Political, emotional and atmospheric : For example – raising the war alarms through the hive till a critical mass is reached. This happens literally word of mouth in ants. They spread the chemical of alarm and war, at the tipping point they surge. Spreading the various core ideas, i.e.  “Save our culture” or “Invading strangers!”. There are also positive emotion memes.

Mores and philosophy: Think of how often you see horror stories about the way people are treated. It’s all of us considering a situation and helping to establish a normal response to it. Usually moral outrage is the correct answer but I’m not mocking it. I think it’s critical to establishing a broad moral common ground where cruelty recorded results in a billion pointing fingers.

Literature and folklore: Why are almost all stories easily classified in a genre?
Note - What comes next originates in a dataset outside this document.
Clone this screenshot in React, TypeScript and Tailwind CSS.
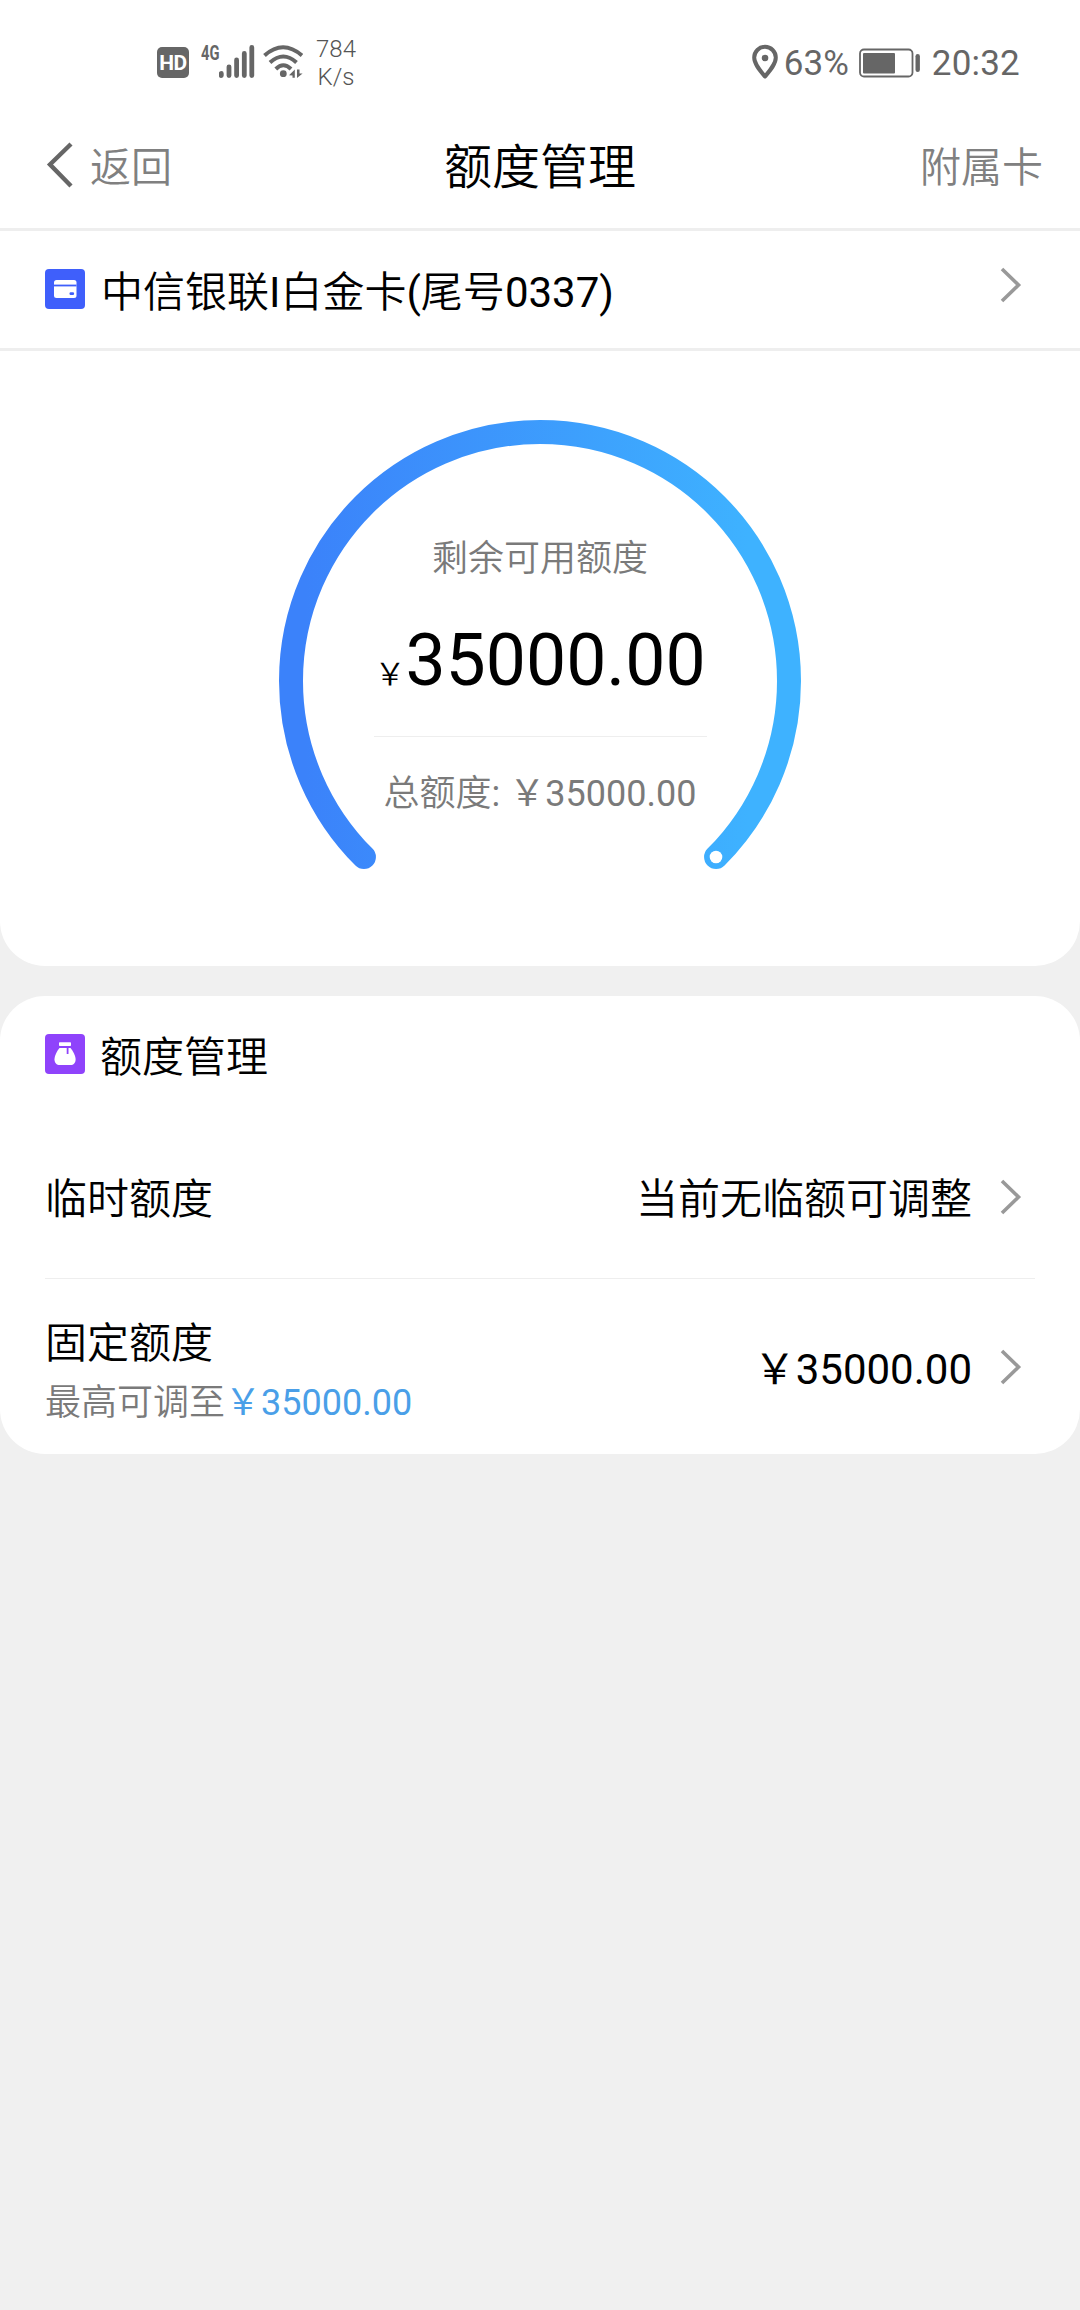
import React from "react";

const YEN = "\uffe5";

const ChevronRight = () => (
  <svg width="22" height="36" viewBox="0 0 22 36" fill="none" className="shrink-0">
    <path d="M2 2L18.5 18L2 34" stroke="#999999" strokeWidth="3.6" />
  </svg>
);

const StatusBar = () => {
  return (
    <div className="h-[104px] flex items-start text-[#666666]">
      {/* Network */}
      <div className="flex ml-[157px] mt-[44px]">
        <div className="mt-[3px] w-8 h-[31px] rounded-[5px] bg-[#666666] text-white text-[21px] leading-[32px] font-bold text-center tracking-[-0.5px]">
          HD
        </div>
        <div className="ml-3 w-[18px] text-[21px] leading-[18px] font-bold">
          <span className="inline-block origin-left scale-x-[0.7]">4G</span>
        </div>
        <svg width="36" height="36" viewBox="0 0 36 36" className="shrink-0">
          <g stroke="#666666" strokeWidth="4.8" strokeLinecap="round">
            <path d="M2.3 29.5V31.6M10 22.8V31.6M17.6 16V31.6M25.3 9.5V31.6M32.8 3.5V31.6" />
          </g>
        </svg>
        <svg width="40" height="36" viewBox="0 0 40 36" fill="none" className="ml-2 shrink-0">
          <g stroke="#666666" strokeWidth="4">
            <path d="M1.5 11.5Q20 -5 39 11.5" />
            <path d="M7 18.5Q20.3 6.5 33.5 18.5" />
            <path d="M12.8 25Q20.3 17.5 28 25" />
          </g>
          <circle cx="20.3" cy="29.7" r="3.4" fill="#666666" />
          <path d="M31.8 25.5V33.8H29.5V31.5L26 31.2Z M34 25.5V34L39.6 29.5H36.5V25.5Z" fill="#666666" />
        </svg>
      </div>
      <div className="ml-[13px] mt-[35px] text-[24px] leading-7 text-center font-light text-[#555555]">
        <div>784</div>
        <div>K/s</div>
      </div>

      {/* Location, battery, clock */}
      <div className="ml-auto mr-[60px] mt-[44px] flex items-center h-10 text-[35px] leading-10">
        <svg width="28" height="36" viewBox="0 0 28 36" fill="none" className="-mt-[4px]">
          <path
            d="M14 32.5C9 26.5 3.2 20 3.2 13.6A10.8 10.8 0 0 1 24.8 13.6C24.8 20 19 26.5 14 32.5Z"
            stroke="#666666"
            strokeWidth="4"
            strokeLinejoin="round"
          />
          <circle cx="14" cy="14" r="3.3" fill="#666666" />
        </svg>
        <span className="ml-[5px]">63%</span>
        <svg width="62" height="30" viewBox="0 0 62 30" fill="none" className="ml-[10px] -mt-[2px]">
          <rect x="1" y="1.5" width="52.5" height="27" rx="4" stroke="#666666" strokeWidth="1.8" />
          <rect x="4" y="5" width="32" height="20.5" rx="1" fill="#666666" />
          <rect x="56.5" y="6" width="4.4" height="18" rx="2.2" fill="#666666" />
        </svg>
        <span className="ml-[11px] tracking-[0.2px]">20:32</span>
      </div>
    </div>
  );
};

const CardIcon = () => (
  <svg width="40" height="40" viewBox="0 0 40 40" className="-mt-[2px]">
    <rect width="40" height="40" rx="4" fill="#3f5ffb" />
    <rect x="9" y="11" width="22.5" height="18" rx="2.5" fill="#ffffff" />
    <rect x="9" y="15.6" width="22.5" height="1.8" fill="#3f5ffb" />
    <rect x="24.5" y="23.2" width="4.6" height="2.8" rx="1.2" fill="#3f5ffb" />
  </svg>
);

const PurseIcon = () => (
  <svg width="40" height="40" viewBox="0 0 40 40">
    <rect width="40" height="40" rx="4" fill="#8f43fb" />
    <rect x="14" y="8.2" width="12" height="3.8" rx="0.8" fill="#ffffff" />
    <path
      d="M14.5 14H25.5C28 17 30.6 21.5 30.6 25.5C30.6 29 28.5 31 25.5 31H14.8C11.6 31 9.5 29 9.5 25.5C9.5 21.5 12 17 14.5 14Z"
      fill="#ffffff"
    />
    <path d="M22.6 13V20" stroke="#8f43fb" strokeWidth="1.8" />
  </svg>
);

const Gauge = () => {
  return (
    <div className="relative w-[522px] h-[456px] mx-auto">
      <svg width="522" height="456" viewBox="0 0 522 456" fill="none">
        <defs>
          <linearGradient id="ring" gradientUnits="userSpaceOnUse" x1="0" y1="0" x2="522" y2="0">
            <stop offset="0.05" stopColor="#3b82fa" />
            <stop offset="0.9" stopColor="#3eb2ff" />
          </linearGradient>
        </defs>
        <path
          d="M84.93 437.07A249 249 0 1 1 437.07 437.07"
          stroke="url(#ring)"
          strokeWidth="24"
          strokeLinecap="round"
        />
        <circle cx="437" cy="437" r="6.3" fill="#ffffff" />
      </svg>

      {/* Amounts inside the ring */}
      <div className="absolute inset-0 flex flex-col items-center">
        <div className="mt-[119px] text-[36px] leading-10 text-[#7a7a7a] font-[350]">剩余可用额度</div>
        <div className="mt-[42px] h-20 flex items-baseline text-black">
          <span className="text-[31px] font-[350]">{YEN}</span>
          <span className="text-[71.5px] leading-20">35000.00</span>
        </div>
        <div className="mt-[35px] w-[333px] h-px bg-[#eeeeee]" />
        <div className="mt-[37px] text-[36px] leading-10 text-[#7a7a7a] whitespace-pre">
          <span className="font-[350]">总额度</span>: {YEN}35000.00
        </div>
      </div>
    </div>
  );
};

const App = () => {
  return (
    <div className="w-[1080px] h-[2310px] bg-[#f0f0f0] font-['Roboto','Noto_Sans_CJK_SC',sans-serif] text-black">
      <div className="h-[966px] bg-white rounded-b-[45px]">
        <StatusBar />

        {/* Header */}
        <div className="h-[127px] flex items-center border-b-3 border-[#eeeeee] pl-[45px] pr-[37px] font-[350]">
          <div className="flex-1 flex items-center text-[41px] leading-none text-[#808080]">
            <svg width="30" height="46" viewBox="0 0 30 46" fill="none" className="mr-[15px] -mt-[2px]">
              <path d="M26 2L5 22.5L26 44" stroke="#666666" strokeWidth="4.4" />
            </svg>
            <span className="mt-[4px]">返回</span>
          </div>
          <div className="mt-[4px] mr-[8px] text-[48px] leading-none">额度管理</div>
          <div className="mt-[4px] flex-1 text-[41px] leading-none text-right text-[#808080]">附属卡</div>
        </div>

        {/* Card selector */}
        <div className="h-[120px] flex items-center border-b-3 border-[#eeeeee] pl-[45px] pr-[58px]">
          <CardIcon />
          <div className="ml-4 mt-[6px] text-[42px] leading-12">
            <span className="font-[350]">中信银联</span>I<span className="font-[350]">白金卡</span>(
            <span className="font-[350]">尾号</span>0337)
          </div>
          <div className="ml-auto -mt-[10px]">
            <ChevronRight />
          </div>
        </div>

        <div className="pt-[69px]">
          <Gauge />
        </div>
      </div>

      {/* Limit management */}
      <div className="mt-[30px] h-[458px] bg-white rounded-[45px] px-[45px]">
        <div className="flex items-center pt-[31px] h-[85px]">
          <PurseIcon />
          <div className="ml-[15px] mt-[8px] text-[42px] leading-12 font-[350]">额度管理</div>
        </div>
        <div className="h-[198px] pt-[40px] pr-[13px] flex items-center border-b border-[#eeeeee]">
          <div className="text-[42px] leading-12 font-[350]">临时额度</div>
          <div className="ml-auto text-[42px] leading-12 font-[350]">当前无临额可调整</div>
          <div className="ml-[28px] -mt-[6px]">
            <ChevronRight />
          </div>
        </div>
        <div className="flex items-start pr-[13px]">
          <div className="pt-[41px]">
            <div className="text-[42px] leading-12 font-[350]">固定额度</div>
            <div className="mt-[15px] text-[36px] leading-10 text-[#7a7a7a]">
              <span className="font-[350]">最高可调至</span>
              <span className="text-[#4a9fe8]">{YEN}35000.00</span>
            </div>
          </div>
          <div className="ml-auto mt-[67px] text-[42px] leading-12">{YEN}35000.00</div>
          <div className="ml-[28px] mt-[70px]">
            <ChevronRight />
          </div>
        </div>
      </div>
    </div>
  );
};

export default App;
Why have some fairy tales survived for 6000 years and others replicate spontaneously impossible distances from each other? How do those weird rhymes and stories of childhood remain alive like a bacterial colony around elementary schools? Why do goofy stories of gross things, celebrities, etc. Form and spread on the web?
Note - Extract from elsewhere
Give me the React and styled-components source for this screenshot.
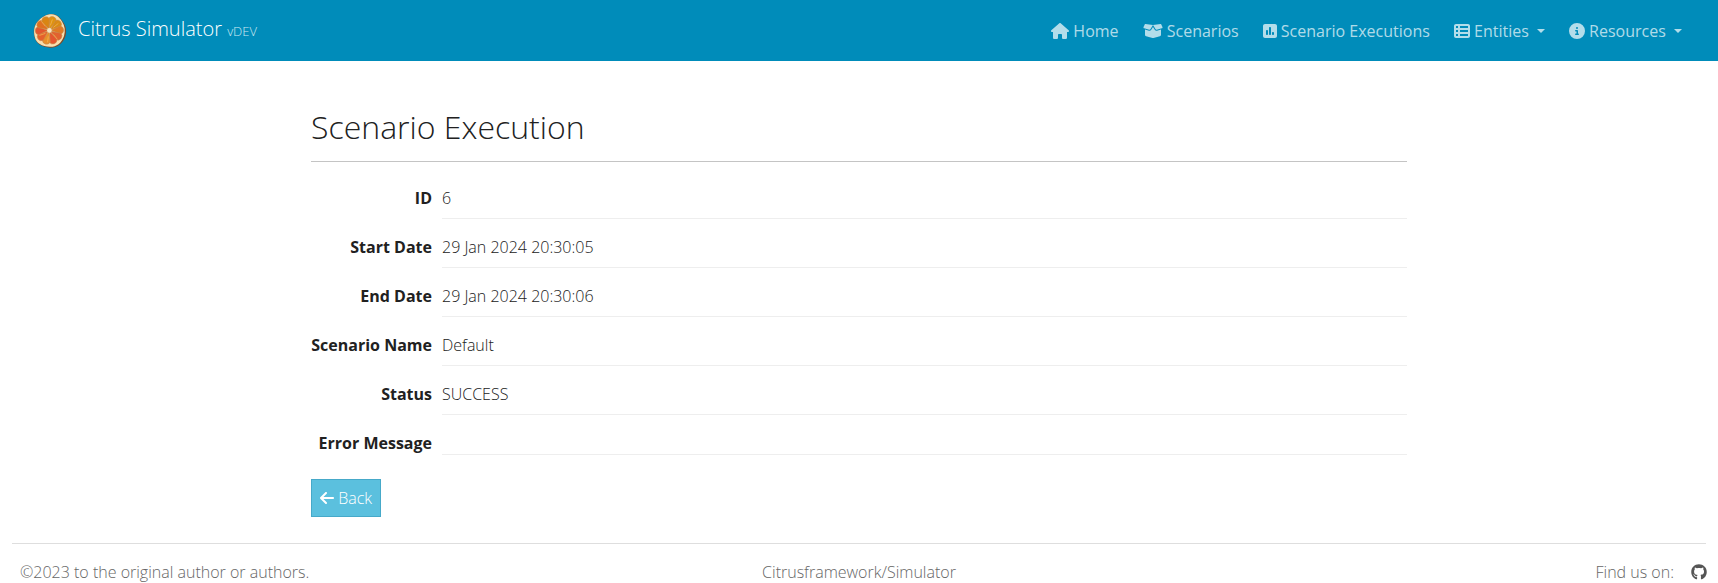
import React from 'react';
import styled, { createGlobalStyle } from 'styled-components';
import {
  FaHouse, FaBoxOpen, FaSquarePollVertical, FaTableList, FaCircleInfo, FaArrowLeft, FaGithub,
} from 'react-icons/fa6';

const GlobalStyle = createGlobalStyle`
  *, *::before, *::after { box-sizing: border-box; }
  html, body { margin: 0; background: #fff; overflow: hidden; }
  body {
    font-family: 'Open Sans', sans-serif;
    font-size: 16px;
    font-weight: 300;
    line-height: 24px;
    color: #212121;
  }
`;

const Navbar = styled.nav`
  display: flex;
  align-items: center;
  justify-content: space-between;
  height: 61px;
  padding: 0 24px 0 32px;
  background: #008cba;
`;

const Brand = styled.a`
  display: flex;
  align-items: center;
  color: #fff;
  font-size: 20px;
  line-height: 30px;
`;

const Logo = styled.svg`
  width: 36px;
  height: 36px;
  margin-right: 10px;
`;

const BrandText = styled.span`
  padding-bottom: 2px;
`;

const Version = styled.small`
  font-size: 13px;
  color: #cce8f1;
`;

const NavList = styled.ul`
  display: flex;
  margin: 0;
  padding: 0;
  list-style: none;
`;

const NavLink = styled.a`
  display: block;
  padding: 8px 12px;
  color: rgba(255, 255, 255, 0.7);
  font-weight: 500;
  white-space: nowrap;

  svg {
    width: ${({ $iconWidth }) => $iconWidth}px;
    height: 16px;
    vertical-align: -2px;
  }
`;

const Caret = styled.span`
  display: inline-block;
  margin-left: 4px;
  vertical-align: 4px;
  border-top: 4.8px solid;
  border-right: 4.8px solid transparent;
  border-left: 4.8px solid transparent;
`;

const Main = styled.main`
  width: 1096px;
  margin: 0 auto;
  padding-top: 47px;
`;

const Title = styled.h2`
  margin: 0;
  font-size: 32px;
  font-weight: 300;
  line-height: 38px;
`;

const Divider = styled.hr`
  margin: 15px 0 16px;
  border: 0;
  border-top: 1px solid #c4c4c4;
`;

const Details = styled.dl`
  display: grid;
  grid-template-columns: 121px 1fr;
  column-gap: 10px;
  margin: 0;
`;

const Term = styled.dt`
  height: 49px;
  padding-top: 8px;
  font-weight: 700;
  text-align: right;
  white-space: nowrap;
`;

const Value = styled.dd`
  height: ${({ $empty }) => ($empty ? 32 : 41)}px;
  margin: 0;
  padding-top: 8px;
  border-bottom: 1px solid #eee;
`;

const BackButton = styled.button`
  display: block;
  width: 70px;
  height: 38px;
  margin-top: 7px;
  padding: 0;
  border: 1px solid #46a9c9;
  background: #5bc0de;
  color: #fff;
  font: inherit;
  white-space: nowrap;

  svg {
    width: 14px;
    height: 16px;
    vertical-align: -2px;
  }
`;

const Footer = styled.footer`
  display: grid;
  grid-template-columns: 1fr auto 1fr;
  margin: 26px 12px 0;
  padding: 16px 0 0;
  border-top: 1px solid #dedede;
  color: #666;
`;

const Copyright = styled.span`
  padding-left: 8px;
`;

const FindUs = styled.div`
  display: flex;
  justify-content: flex-end;
  align-items: center;
  gap: 17px;
  margin-right: -1px;

  svg {
    width: 16px;
    height: 16px;
    color: #555;
  }
`;

const navItems = [
  { label: 'Home', icon: FaHouse, width: 18 },
  { label: 'Scenarios', icon: FaBoxOpen, width: 20 },
  { label: 'Scenario Executions', icon: FaSquarePollVertical, width: 14 },
  { label: 'Entities', icon: FaTableList, width: 16, menu: true },
  { label: 'Resources', icon: FaCircleInfo, width: 16, menu: true },
];

const details = [
  ['ID', '6'],
  ['Start Date', '29 Jan 2024 20:30:05'],
  ['End Date', '29 Jan 2024 20:30:06'],
  ['Scenario Name', 'Default'],
  ['Status', 'SUCCESS'],
  ['Error Message', ''],
];

const segmentColors = ['#df930f', '#d98a14', '#e07a24', '#e2622f', '#e4562f', '#e8902a', '#e5602c', '#e2562f', '#e0701f', '#d98512'];

const CitrusLogo = () => (
  <Logo viewBox="0 0 36 36" aria-hidden="true">
    <path d="M20 1C25 1.5 28 4 31 9C34 13 35 18 33.5 23C31 31 25 35 18 34.7C10 34 4 31 2.5 24C1 18 2 12 6 8C10 4 14 1 20 1Z" fill="#7d4d2a" />
    <path d="M20 1.3C24.5 1.8 27 4 30 8.5C33 13 33.5 18 32 23C29.5 30.5 24 34 18 33.8C10 33.5 4 30 2.8 24C1.3 18 2.3 12 6 8.3C10 4 14 1.3 20 1.3Z" fill="#f6dfb0" />
    <g transform="translate(17.4 17.4)">
      {segmentColors.map((color, i) => (
        <path
          key={i}
          d="M0-1.5L-4-10.8Q-3.5-14 0-14.2Q3.5-14 4-10.8Z"
          fill={color}
          stroke="#c98a4a"
          strokeWidth="0.6"
          transform={`rotate(${i * 36 + 16})`}
        />
      ))}
      <path d="M3-11L1-5M9-7L4-3M-8-9L-4-4M-10 5L-4 3M-2 12L-1 6M8 9L4 4" stroke="#f3b050" strokeWidth="0.8" />
      <circle r="2.3" fill="#f5e5c4" />
    </g>
  </Logo>
);

export default function App() {
  return (
    <>
      <GlobalStyle />
      <Navbar>
        <Brand>
          <CitrusLogo />
          <BrandText>Citrus Simulator <Version>vDEV</Version></BrandText>
        </Brand>
        <NavList>
          {navItems.map(({ label, icon: Icon, width, menu }) => (
            <li key={label}>
              <NavLink $iconWidth={width}>
                <Icon /> {label} {menu && <Caret />}
              </NavLink>
            </li>
          ))}
        </NavList>
      </Navbar>
      <Main>
        <Title>Scenario Execution</Title>
        <Divider />
        <Details>
          {details.map(([term, value]) => (
            <React.Fragment key={term}>
              <Term>{term}</Term>
              <Value $empty={!value}>{value}</Value>
            </React.Fragment>
          ))}
        </Details>
        <BackButton><FaArrowLeft /> Back</BackButton>
      </Main>
      <Footer>
        <Copyright>©2023 to the original author or authors.</Copyright>
        <span>Citrusframework/Simulator</span>
        <FindUs>Find us on: <FaGithub /></FindUs>
      </Footer>
    </>
  );
}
One thing that isn’t so obvious is the way that our technology changes the nature and power of memes. Every new tool of communication broadcasts memes in a way different from the previous ones. Newspapers, movies, radio, television and internet. Every one of these communicates at a different frequency in terms of our vulnerability to it. They reach different parts of our minds, hearts and guts. They also have different levels of viral load (meme density) and infectivity (how contagious, “catchy”). The internet as a vector scaled up infectivity and the viral load by a factor it’s hard to even imagine… because it democratized mass media memes and we all began creating, sharing and modifying messages for humanity at large. This behavior itself is extremely contagious. Each time a meme is passed on it is done by an individual but as technology has changed us and our ways of communicating it is no longer a single person receiving the meme. We can visualize people hitting POST and sending a wave rippling across oceans of individuals, then a chain reaction rippling outward from THOSE recipients.

I Can Haz Dopamine?

Honeybees swarm and choose a location to build a hive through a kind bottom up voting. Neuroscientists think our brains act like this too, with our decision making directed by a swarm effect  of little elements of mind triggering a choice. Picture sharing is a simple process and completely democratic. Once posted, whatever rises to the top has been bucket-brigaded along on its own merits. The classic silly images we most often think of as “internet memes” are the swarm brain of the internet having thoughts. Why are they funny? That is the swarm brain of the internet experiencing a drop of “dopamine” and feeling pleasure. Then it wants more. We are the individual neurons acting in clouds of millions. It’s not surprising that funny stuff makes this trip more easily than serious stuff. It didn’t get stuck in polarizing filters along the way. And if this IS the big internet brain having a thought it literally mirrors our brains; distracted from serious things and just dicking around.  It’s a kind of Darwinian selection where humor wins over more serious issues because it’s pleasurable and we’d rather be pleased than stressed out.

What next?

Memes may play a big part in establishing an eventual global culture if the standard internet technology scales up the quality and intensity of  human to human contact, moving from mostly reading letters on screens to a more intimate and immersive experience, our meme mechanism will begin generating global cultural norms in a way more reminiscent of village or tribe life, globally face to face.